Job
List the lines of this listing that hold the word "components".
-- Dataset section start --
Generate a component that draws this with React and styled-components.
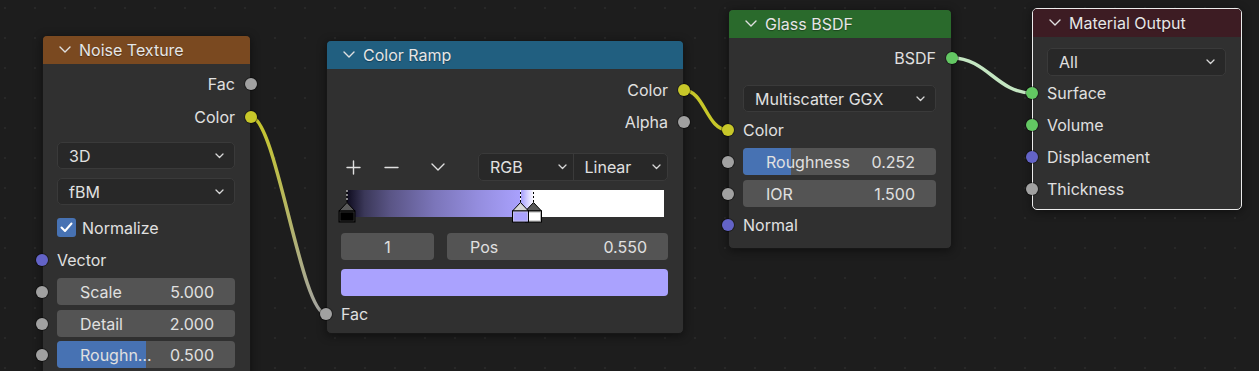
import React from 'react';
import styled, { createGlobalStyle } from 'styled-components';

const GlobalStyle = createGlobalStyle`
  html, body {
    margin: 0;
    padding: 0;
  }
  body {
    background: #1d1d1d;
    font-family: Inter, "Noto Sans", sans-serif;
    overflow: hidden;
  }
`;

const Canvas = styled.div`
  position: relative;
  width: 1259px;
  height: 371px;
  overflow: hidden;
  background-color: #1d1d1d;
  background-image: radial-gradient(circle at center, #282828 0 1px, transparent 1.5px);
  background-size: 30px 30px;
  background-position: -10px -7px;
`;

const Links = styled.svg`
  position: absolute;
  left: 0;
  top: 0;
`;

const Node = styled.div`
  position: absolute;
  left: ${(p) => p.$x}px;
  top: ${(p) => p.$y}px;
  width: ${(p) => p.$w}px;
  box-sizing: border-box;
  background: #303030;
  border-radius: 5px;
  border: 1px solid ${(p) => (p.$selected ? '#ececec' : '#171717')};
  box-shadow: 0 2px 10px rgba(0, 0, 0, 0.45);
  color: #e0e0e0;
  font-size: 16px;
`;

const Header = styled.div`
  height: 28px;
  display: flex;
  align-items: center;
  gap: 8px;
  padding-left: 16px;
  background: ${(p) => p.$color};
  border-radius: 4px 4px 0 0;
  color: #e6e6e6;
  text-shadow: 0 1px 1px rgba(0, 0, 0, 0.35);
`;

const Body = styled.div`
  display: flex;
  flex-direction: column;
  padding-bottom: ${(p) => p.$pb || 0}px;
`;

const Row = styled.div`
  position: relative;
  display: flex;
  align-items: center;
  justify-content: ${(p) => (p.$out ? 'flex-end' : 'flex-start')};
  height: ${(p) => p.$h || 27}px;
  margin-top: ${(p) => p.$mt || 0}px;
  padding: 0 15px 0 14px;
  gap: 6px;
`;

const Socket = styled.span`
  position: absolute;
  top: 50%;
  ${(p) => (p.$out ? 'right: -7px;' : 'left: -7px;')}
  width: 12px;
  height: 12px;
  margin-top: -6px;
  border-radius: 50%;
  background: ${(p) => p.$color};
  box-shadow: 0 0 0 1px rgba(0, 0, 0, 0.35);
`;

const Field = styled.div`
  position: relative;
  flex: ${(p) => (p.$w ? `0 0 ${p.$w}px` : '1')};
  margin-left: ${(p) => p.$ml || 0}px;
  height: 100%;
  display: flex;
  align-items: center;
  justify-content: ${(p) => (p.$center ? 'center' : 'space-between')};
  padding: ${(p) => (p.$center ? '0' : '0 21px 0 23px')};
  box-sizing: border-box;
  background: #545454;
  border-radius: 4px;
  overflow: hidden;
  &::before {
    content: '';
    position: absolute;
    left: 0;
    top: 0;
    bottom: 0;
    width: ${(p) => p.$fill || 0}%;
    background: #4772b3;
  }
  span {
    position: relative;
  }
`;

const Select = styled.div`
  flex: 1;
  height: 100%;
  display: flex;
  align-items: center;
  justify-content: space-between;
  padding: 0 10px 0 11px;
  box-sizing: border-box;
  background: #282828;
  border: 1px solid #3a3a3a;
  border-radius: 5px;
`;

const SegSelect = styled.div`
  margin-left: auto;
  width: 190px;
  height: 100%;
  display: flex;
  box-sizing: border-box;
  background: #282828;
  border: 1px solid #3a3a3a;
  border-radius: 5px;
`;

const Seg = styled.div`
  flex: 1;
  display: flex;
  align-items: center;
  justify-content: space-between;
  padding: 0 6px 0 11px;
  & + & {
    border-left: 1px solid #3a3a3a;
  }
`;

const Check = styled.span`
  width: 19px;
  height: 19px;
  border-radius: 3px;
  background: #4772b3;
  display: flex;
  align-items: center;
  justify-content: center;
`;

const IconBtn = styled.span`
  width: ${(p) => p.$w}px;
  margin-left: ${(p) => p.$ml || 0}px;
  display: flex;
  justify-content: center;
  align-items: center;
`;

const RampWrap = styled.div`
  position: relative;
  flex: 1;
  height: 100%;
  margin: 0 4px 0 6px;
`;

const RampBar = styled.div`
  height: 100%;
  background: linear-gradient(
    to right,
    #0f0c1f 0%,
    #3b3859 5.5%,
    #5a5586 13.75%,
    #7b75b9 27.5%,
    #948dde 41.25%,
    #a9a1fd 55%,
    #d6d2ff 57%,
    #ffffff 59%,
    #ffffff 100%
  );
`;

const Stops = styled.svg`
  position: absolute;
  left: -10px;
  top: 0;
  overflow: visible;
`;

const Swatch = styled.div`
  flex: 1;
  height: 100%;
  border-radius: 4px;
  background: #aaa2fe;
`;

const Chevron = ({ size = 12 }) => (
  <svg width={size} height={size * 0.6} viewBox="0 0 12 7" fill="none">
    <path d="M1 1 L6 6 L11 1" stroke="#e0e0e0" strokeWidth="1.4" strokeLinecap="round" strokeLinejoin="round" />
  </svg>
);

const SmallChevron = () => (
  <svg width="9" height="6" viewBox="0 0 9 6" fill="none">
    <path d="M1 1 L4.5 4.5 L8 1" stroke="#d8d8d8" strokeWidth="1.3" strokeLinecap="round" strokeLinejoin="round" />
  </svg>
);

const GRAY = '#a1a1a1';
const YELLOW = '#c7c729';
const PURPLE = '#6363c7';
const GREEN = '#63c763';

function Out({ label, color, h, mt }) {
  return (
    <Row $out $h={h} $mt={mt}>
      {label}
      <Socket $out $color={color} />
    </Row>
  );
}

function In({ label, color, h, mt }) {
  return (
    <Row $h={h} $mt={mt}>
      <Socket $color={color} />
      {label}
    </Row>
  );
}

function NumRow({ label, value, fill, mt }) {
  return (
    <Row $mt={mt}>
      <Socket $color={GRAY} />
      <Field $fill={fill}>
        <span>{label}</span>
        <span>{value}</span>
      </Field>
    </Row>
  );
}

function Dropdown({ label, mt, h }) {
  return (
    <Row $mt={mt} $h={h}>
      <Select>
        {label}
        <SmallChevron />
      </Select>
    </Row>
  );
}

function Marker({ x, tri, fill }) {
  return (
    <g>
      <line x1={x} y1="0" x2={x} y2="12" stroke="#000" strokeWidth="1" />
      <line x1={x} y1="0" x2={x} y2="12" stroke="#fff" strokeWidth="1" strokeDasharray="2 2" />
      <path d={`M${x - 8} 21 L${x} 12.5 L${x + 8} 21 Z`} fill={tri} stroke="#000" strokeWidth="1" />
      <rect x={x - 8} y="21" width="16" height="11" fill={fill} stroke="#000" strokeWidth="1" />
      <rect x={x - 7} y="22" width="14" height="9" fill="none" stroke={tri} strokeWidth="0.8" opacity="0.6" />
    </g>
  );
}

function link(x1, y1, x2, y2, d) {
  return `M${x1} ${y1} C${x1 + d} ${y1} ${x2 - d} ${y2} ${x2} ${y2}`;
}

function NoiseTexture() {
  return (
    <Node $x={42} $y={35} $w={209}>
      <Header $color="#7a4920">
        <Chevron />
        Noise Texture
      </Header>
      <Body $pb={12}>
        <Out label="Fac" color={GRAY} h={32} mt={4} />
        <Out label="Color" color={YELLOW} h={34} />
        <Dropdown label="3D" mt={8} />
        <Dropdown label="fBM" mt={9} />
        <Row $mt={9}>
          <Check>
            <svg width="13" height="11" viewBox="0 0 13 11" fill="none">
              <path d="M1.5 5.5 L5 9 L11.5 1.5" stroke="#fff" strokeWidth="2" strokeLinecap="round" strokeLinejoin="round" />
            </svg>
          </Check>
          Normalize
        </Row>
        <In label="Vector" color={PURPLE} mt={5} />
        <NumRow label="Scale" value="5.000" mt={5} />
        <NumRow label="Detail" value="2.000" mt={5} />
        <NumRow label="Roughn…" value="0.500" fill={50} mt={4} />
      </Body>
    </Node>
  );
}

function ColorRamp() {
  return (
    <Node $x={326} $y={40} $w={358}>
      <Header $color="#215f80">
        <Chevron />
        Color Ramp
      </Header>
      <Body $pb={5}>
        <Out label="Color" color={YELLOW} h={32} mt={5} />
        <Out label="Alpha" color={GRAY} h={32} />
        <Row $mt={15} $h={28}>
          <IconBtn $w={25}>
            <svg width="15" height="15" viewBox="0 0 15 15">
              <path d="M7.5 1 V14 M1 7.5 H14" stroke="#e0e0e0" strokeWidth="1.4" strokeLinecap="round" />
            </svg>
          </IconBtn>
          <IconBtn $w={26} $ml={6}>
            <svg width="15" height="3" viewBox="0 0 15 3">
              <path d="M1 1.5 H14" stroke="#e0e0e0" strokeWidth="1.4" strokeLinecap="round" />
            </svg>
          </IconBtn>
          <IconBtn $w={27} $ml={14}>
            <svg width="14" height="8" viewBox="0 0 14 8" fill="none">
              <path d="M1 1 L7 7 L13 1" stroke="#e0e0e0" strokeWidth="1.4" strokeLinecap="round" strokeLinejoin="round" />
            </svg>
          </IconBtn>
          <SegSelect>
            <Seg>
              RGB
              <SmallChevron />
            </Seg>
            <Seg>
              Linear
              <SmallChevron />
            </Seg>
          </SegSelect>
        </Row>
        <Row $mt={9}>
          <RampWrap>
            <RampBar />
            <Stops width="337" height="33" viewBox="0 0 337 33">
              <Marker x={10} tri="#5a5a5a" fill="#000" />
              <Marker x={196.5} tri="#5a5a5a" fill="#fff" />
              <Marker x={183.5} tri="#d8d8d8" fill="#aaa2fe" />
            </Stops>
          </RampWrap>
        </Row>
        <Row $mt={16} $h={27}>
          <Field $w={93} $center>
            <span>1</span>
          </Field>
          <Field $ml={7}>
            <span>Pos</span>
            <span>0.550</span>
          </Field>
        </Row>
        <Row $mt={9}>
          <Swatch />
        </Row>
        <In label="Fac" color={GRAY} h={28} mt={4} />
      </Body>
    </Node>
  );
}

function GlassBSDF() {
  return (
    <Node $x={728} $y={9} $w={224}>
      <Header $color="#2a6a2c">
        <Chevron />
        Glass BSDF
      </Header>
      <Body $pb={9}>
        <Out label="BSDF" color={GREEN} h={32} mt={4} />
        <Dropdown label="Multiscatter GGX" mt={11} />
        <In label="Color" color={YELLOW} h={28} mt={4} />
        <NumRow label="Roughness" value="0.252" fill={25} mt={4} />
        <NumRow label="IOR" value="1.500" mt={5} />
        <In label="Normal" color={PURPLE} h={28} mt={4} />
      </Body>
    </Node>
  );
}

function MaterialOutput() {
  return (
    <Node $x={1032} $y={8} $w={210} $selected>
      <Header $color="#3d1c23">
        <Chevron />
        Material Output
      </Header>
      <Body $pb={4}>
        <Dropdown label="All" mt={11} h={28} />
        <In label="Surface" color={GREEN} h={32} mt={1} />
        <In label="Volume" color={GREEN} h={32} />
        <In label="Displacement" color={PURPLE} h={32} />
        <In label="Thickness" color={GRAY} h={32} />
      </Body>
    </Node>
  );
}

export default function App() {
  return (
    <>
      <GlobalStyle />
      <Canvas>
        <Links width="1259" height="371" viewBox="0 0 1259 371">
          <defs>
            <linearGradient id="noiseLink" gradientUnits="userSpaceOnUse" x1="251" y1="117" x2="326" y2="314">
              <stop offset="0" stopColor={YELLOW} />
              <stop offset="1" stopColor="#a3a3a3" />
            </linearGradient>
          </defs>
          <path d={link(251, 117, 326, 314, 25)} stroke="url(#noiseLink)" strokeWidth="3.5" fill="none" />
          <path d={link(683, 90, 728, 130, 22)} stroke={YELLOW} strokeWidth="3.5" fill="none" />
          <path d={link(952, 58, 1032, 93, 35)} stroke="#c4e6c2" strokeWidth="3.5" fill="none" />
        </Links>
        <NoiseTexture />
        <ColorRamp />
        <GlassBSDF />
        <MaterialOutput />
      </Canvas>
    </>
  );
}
-- Dataset section end --
Solution
Generate a component that draws this with React and styled-components.
import styled, { createGlobalStyle } from 'styled-components';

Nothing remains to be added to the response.